Larger reels with great capacity generally cost more than smaller ones. You’ll also want to make sure the reel has a strong drag with a large surface area. Big fish in big water pull harder and longer than small fish in small water. That makes a reel’s drag system very important for these types of fly fishers.

Knowing all of this, you still don’t have to break the bank to buy a reel for a saltwater or steelhead and salmon fisher. But be aware that it will probably cost at least a couple hundred dollars for a decent reel in this category, though you can spend much, much more if you want to.

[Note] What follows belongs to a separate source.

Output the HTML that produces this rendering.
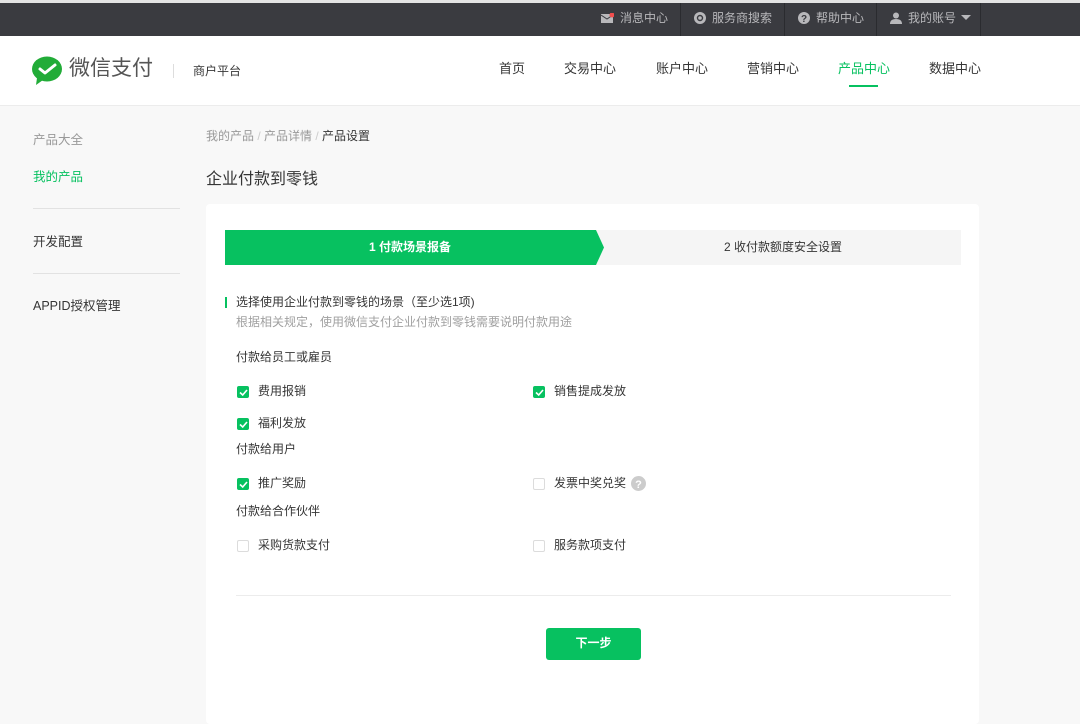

There are many more reel options for the trout and bass fisher. I know some fine anglers who insist that a trout reel is little more than a line holder and that drag systems are unimportant. And if you fish small water for small trout, that may be true. But even if you only hope of catching a large trout or bass someday, then your reel’s drag system should at least be considered.

There are two main categories of drag systems: click and pawl and disk drags. There are many types of “disk drags” but for our purposes here we’ll lump them all together.

Click and pawl drags are the simplest type. They are often (but not always) built into inexpensive reels. They basically work like putting a baseball card into the spokes on a bicycle. Only in a reel, the card is meant to cause friction against the spokes, causing the reel to turn slowly thereby tiring a fish.

Disk drags come in many forms. Just like building a better mouse trap, it seems as though each year another reel company hits the scene with yet another disk drag built a little differently or out of supposed better materials. But all of these reels usually have one thing in common: they cost more.

Reel prices generally run from around $100 to $500 or more, depending upon brand, drag, and cosmetics. Some reels from companies like Abel and others can be purchased with graphic images built into the finish and this adds to the price.